After kidnapping Blake when the BAU's chopper was forced to crash-land on his property, Curtis planned to kill the whole team via a bomb in his house, but Rossi — whom Curtis had drugged earlier to lead him to believe that Morgan (Shemar Moore) was The Replicator — instead locks Curtis in the booby-trapped room and escapes the room by using Strauss' sobriety chip as a wedge in the lock. The house explodes ... but we never see Curtis' body.

So is The Replicator really dead? And why did Strauss have to die? Showrunner and executive producer Erica Messer answers our burning questions.

Is The Replicator dead? When there's no body...
Erica Messer:
I wanted to leave that as our option creatively. My guess is he's gone. But I specifically didn't want to do that in case in Season 9 we say, "Well, you know..." [Laughs] I wanted to leave that up in the air until we decide in the writers' room next month. Even all the actors said, "We don't see his body." By keeping that open-ended, it will keep a beat in the season premiere where we can show photos from the scene or say he's dead. It'll be a nice starting point for us.

Strauss is obviously gone.
Erica Messer:
Yeah, I had a hard time with that. I've known Jayne for so long and I had to really separate knowing Jayne and the creative place we were with Strauss. It's hard for the team to have an enemy like The Replicator, and for him to not do any damage just didn't seem right. Strauss seemed like the one who had to go, which makes me sad, but it made sense, story-wise. She was our sacrificial lamb. She was introduced as an enemy of the team and by this year she was so on our side.
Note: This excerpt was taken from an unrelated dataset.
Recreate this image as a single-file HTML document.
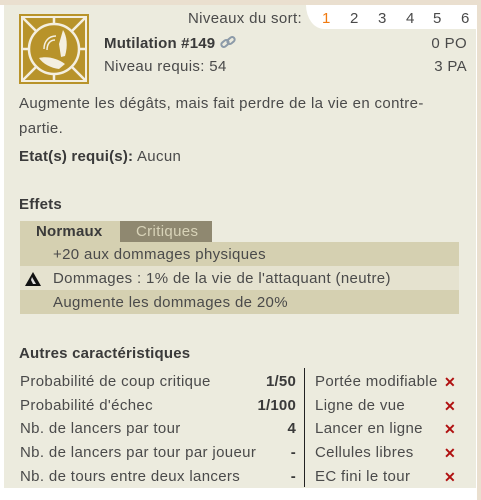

I still remember how much I hated her in "In Name and Blood" when she insisted on tagging along in the field and was completely useless.
Messer:
Right! And we didn't want to go down the road again of killing a loved one with Kevin (Nicholas Brendon) or Will (Josh Stewart), who almost died last year, after Maeve (Beth Riesgraf) died. Rossi and Strauss have been sleeping together, but it wasn't a real, serious relationship. But the personal connection between them was evident and of course her professional connection to the team. And she started out as an antagonist — she wanted Hotch out in Season 2 and, like you said, that Season 3 episode, she wouldn't leave them alone and couldn't handle being in the field. [The turning point was] with The Reaper and she started understanding the team more and being more sympathetic. And then Hotch and Morgan were there for her [when she went to AA], and then obviously her and Rossi. It felt like she had come full circle.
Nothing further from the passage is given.